Objective
In the entries below, find the line with "Clone this screenshot" and the line with "import React from", then retype both and everything between them exactly. Do not copy the pictures.

Data for this task
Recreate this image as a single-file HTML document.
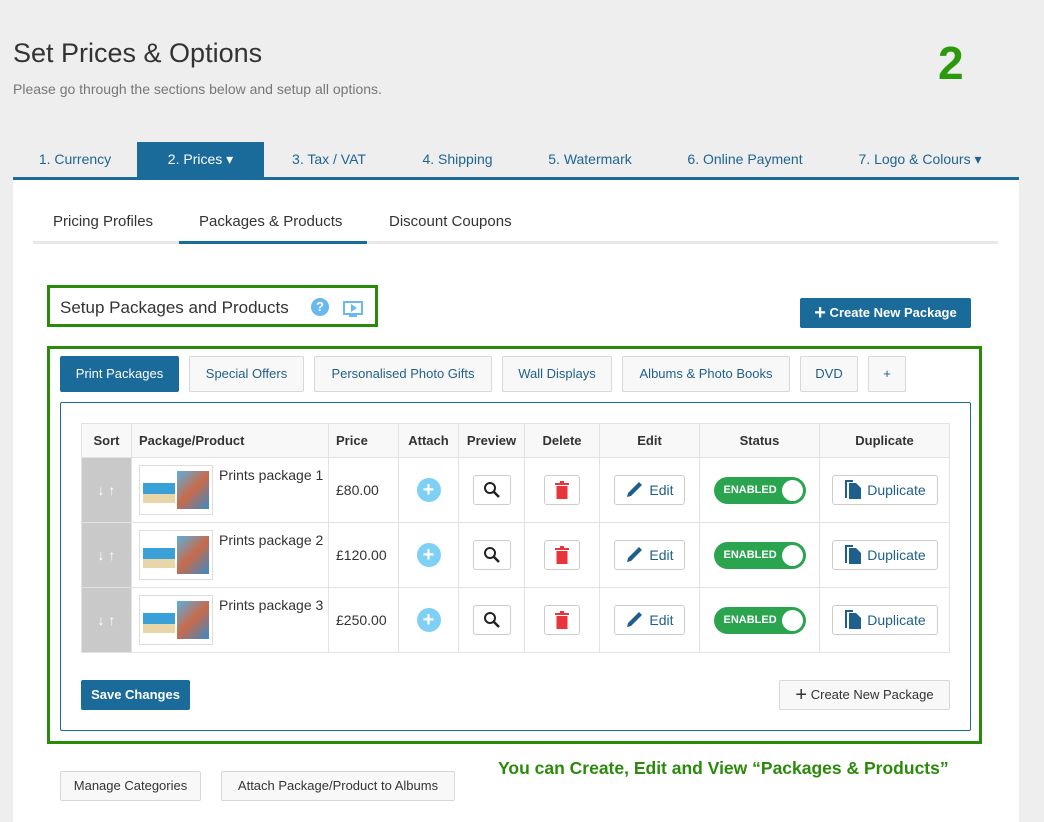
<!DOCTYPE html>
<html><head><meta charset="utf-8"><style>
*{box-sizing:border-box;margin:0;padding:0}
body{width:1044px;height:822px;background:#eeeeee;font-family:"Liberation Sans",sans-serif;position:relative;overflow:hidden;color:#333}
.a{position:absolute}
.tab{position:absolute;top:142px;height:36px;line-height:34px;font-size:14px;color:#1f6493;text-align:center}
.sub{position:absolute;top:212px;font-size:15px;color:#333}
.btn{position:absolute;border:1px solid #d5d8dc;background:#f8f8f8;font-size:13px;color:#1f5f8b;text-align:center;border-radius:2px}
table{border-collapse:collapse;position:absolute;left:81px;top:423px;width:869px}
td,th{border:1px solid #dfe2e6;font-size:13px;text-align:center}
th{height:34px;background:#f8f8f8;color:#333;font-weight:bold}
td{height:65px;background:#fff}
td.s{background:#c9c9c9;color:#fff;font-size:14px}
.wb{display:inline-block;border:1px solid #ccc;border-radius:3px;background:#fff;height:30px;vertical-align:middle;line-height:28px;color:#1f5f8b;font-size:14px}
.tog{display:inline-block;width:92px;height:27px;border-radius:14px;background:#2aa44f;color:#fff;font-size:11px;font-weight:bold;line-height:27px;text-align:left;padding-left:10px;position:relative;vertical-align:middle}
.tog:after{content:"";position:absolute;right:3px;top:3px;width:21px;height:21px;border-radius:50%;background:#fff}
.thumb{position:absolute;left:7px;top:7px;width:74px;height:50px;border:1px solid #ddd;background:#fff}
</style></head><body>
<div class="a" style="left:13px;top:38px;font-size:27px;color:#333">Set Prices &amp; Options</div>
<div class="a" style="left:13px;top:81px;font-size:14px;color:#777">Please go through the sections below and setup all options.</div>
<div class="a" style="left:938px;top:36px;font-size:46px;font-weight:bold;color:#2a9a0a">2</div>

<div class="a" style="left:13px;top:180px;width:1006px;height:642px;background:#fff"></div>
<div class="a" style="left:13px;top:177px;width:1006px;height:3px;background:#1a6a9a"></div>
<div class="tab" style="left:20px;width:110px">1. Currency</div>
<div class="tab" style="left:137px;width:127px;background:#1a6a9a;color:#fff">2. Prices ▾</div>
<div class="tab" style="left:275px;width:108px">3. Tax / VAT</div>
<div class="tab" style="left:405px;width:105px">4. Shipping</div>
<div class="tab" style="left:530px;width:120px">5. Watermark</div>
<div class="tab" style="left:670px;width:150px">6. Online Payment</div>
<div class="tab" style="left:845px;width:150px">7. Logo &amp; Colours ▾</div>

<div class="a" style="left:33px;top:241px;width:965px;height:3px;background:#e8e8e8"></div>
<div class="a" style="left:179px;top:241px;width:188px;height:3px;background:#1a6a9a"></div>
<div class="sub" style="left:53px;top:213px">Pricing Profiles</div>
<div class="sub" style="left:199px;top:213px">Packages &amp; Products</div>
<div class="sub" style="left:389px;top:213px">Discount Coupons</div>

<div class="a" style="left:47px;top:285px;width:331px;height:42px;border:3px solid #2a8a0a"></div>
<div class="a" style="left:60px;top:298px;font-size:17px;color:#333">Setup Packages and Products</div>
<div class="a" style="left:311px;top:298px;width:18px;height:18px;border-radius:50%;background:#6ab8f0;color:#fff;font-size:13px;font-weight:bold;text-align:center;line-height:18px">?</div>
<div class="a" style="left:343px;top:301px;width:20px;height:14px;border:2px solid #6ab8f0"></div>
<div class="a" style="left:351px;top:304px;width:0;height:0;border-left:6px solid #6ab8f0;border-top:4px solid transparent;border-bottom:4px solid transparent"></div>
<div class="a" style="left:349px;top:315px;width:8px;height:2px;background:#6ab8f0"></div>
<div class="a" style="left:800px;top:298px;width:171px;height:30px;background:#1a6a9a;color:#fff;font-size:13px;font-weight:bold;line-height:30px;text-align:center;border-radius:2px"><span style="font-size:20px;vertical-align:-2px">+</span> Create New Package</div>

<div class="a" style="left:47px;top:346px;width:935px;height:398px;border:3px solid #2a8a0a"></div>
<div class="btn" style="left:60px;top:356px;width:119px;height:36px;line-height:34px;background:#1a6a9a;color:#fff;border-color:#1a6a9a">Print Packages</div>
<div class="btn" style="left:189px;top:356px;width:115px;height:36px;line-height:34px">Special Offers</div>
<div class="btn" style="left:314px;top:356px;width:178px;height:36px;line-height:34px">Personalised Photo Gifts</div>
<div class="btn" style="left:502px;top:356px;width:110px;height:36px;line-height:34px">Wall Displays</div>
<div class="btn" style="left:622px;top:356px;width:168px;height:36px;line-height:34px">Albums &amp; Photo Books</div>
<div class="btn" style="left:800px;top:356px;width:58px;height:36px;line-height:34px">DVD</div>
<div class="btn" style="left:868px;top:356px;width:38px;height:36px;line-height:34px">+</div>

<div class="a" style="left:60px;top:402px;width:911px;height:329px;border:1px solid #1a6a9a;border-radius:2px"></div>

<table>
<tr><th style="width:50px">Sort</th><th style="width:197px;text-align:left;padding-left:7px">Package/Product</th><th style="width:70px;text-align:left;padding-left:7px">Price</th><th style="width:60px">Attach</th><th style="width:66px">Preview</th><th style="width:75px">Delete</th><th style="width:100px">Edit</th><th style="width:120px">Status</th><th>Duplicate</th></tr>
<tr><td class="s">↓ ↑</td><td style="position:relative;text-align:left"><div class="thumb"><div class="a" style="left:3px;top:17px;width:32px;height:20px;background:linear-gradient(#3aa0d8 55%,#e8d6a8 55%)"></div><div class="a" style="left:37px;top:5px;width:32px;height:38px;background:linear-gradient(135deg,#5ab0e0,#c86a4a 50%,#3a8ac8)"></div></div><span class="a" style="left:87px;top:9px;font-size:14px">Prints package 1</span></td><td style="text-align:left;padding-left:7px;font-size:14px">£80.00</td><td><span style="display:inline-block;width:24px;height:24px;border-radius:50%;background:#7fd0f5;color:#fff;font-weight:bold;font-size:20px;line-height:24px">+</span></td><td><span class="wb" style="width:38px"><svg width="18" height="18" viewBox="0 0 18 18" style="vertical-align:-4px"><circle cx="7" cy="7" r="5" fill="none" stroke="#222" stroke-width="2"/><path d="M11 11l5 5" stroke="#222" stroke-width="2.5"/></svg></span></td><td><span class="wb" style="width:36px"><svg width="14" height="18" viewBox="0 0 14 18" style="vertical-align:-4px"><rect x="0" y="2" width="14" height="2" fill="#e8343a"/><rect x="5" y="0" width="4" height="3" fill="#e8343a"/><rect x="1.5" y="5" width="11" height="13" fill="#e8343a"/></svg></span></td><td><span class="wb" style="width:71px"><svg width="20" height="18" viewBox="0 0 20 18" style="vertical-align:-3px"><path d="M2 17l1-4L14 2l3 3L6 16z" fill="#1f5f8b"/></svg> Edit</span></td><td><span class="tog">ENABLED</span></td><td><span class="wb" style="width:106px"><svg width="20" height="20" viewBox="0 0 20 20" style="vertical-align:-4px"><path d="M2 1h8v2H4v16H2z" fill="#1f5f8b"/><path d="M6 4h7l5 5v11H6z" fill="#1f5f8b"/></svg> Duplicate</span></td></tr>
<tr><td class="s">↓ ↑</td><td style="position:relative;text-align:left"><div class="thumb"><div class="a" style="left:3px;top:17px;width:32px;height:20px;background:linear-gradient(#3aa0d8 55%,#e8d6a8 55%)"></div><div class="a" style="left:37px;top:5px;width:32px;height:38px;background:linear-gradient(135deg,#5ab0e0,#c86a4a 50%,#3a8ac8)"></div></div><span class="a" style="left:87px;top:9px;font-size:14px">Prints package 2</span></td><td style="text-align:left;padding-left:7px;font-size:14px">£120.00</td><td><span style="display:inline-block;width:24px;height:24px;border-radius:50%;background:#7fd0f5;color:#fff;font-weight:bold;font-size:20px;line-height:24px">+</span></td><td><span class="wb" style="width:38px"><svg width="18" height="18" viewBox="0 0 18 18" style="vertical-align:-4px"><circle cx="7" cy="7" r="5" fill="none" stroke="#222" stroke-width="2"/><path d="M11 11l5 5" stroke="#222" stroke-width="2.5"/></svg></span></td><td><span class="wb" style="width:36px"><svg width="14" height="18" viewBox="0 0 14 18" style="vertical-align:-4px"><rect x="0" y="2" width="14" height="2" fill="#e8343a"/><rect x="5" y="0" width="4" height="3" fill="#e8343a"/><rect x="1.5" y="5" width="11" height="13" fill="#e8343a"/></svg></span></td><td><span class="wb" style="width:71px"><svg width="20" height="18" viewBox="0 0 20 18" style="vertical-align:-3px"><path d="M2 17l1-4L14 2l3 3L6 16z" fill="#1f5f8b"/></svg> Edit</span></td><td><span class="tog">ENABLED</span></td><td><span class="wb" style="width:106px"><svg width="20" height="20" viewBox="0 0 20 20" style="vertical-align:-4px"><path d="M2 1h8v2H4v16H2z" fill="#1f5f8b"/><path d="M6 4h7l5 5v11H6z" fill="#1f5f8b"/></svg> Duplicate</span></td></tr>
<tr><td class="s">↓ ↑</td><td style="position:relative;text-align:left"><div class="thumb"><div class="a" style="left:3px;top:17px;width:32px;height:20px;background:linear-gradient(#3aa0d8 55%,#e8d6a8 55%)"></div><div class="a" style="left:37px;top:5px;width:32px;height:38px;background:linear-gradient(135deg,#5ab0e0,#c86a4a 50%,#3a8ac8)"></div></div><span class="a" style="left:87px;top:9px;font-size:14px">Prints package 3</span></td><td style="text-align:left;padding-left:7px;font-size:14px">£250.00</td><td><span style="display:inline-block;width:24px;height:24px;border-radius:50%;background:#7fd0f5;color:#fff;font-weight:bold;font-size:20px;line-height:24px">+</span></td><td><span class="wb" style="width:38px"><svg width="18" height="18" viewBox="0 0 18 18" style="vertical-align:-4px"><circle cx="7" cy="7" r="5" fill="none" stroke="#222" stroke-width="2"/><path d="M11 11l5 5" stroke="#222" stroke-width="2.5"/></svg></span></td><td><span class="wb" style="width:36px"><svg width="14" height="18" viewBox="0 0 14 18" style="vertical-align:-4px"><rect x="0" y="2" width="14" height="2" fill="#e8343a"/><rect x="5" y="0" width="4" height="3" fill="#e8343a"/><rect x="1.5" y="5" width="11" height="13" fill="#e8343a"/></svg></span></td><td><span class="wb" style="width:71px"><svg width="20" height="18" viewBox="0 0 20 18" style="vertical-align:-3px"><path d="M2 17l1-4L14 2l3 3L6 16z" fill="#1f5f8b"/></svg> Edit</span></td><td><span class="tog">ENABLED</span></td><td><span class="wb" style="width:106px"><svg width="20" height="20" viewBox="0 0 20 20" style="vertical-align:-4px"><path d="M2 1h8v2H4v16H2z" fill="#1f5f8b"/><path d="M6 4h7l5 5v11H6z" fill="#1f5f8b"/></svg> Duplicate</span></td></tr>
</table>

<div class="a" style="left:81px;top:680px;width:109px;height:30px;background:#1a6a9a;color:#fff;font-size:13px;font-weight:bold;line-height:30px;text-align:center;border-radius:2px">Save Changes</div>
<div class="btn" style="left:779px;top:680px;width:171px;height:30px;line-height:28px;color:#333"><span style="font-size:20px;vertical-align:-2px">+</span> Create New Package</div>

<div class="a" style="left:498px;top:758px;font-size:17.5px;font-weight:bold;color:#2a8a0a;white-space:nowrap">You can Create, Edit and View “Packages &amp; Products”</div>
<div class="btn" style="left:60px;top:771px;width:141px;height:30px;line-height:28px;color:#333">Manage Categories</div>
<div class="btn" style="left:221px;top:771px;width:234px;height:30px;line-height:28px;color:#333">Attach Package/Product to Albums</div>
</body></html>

...

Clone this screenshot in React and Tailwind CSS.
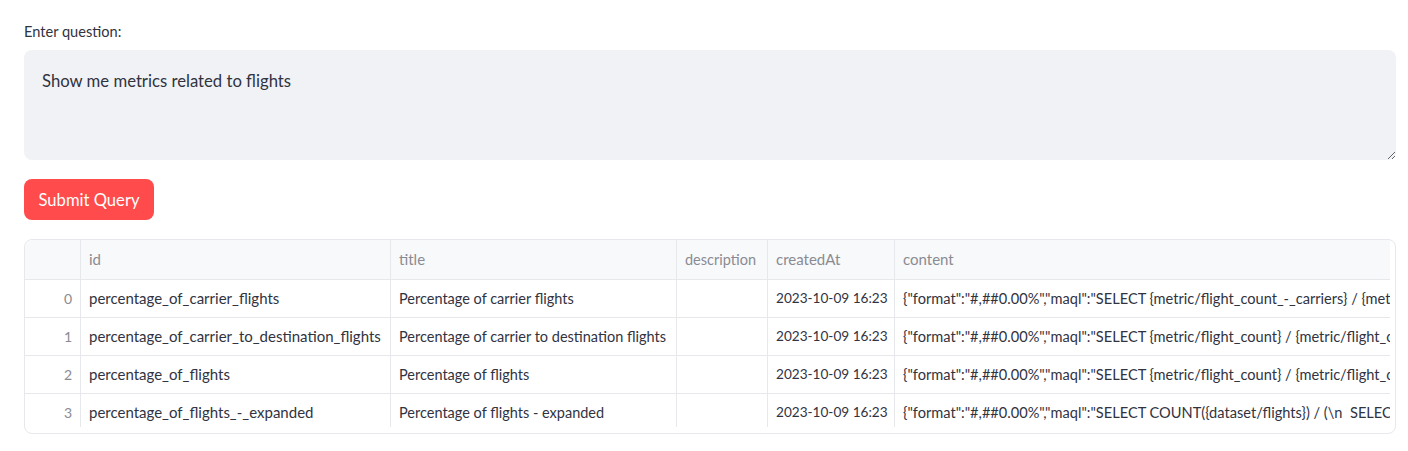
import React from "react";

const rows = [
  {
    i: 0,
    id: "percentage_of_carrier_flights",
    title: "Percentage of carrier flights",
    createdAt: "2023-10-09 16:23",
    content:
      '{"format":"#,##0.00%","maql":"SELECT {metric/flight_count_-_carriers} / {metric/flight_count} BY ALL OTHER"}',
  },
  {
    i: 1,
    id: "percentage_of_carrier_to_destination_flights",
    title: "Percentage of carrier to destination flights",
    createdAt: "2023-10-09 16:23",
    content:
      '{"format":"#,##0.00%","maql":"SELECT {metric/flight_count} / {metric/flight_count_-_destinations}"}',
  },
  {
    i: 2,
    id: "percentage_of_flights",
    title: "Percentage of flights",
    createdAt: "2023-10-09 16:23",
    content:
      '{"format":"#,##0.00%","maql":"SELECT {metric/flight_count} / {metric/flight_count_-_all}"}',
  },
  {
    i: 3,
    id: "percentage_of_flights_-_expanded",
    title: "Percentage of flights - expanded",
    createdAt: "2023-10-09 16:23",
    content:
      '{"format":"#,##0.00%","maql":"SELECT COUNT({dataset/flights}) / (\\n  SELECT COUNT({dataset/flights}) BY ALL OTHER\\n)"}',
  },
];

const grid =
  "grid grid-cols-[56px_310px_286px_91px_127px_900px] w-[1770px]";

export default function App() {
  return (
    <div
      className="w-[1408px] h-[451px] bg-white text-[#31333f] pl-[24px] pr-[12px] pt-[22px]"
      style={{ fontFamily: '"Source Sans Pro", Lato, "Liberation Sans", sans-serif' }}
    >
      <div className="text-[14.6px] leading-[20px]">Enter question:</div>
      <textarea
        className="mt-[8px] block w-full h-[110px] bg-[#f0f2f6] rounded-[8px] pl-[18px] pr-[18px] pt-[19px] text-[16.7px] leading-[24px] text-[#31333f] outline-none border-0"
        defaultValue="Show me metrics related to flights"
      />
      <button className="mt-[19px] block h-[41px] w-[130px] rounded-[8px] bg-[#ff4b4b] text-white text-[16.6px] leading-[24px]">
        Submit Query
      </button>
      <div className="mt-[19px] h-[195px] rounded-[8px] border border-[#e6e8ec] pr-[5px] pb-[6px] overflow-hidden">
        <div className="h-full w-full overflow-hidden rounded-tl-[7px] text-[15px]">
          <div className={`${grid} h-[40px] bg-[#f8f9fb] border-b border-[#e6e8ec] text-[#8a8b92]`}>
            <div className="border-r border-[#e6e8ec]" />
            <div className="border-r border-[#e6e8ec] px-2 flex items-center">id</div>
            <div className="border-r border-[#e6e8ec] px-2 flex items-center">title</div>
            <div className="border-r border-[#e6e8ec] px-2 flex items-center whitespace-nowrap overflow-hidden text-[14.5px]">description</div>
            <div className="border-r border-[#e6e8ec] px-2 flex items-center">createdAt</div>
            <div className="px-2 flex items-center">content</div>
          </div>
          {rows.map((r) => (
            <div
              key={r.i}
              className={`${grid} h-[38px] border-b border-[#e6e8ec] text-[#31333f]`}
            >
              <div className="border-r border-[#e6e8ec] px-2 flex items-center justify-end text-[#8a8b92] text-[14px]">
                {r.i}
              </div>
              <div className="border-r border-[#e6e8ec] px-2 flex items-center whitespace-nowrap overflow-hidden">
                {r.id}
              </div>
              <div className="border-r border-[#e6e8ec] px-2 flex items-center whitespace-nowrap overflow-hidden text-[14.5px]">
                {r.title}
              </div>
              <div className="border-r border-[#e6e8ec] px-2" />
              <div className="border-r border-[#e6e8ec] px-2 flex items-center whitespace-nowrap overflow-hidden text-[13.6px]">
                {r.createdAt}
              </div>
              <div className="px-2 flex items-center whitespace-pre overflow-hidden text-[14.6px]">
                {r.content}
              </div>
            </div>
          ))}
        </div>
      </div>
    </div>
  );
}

The output
Clone this screenshot in React and Tailwind CSS.
import React from "react";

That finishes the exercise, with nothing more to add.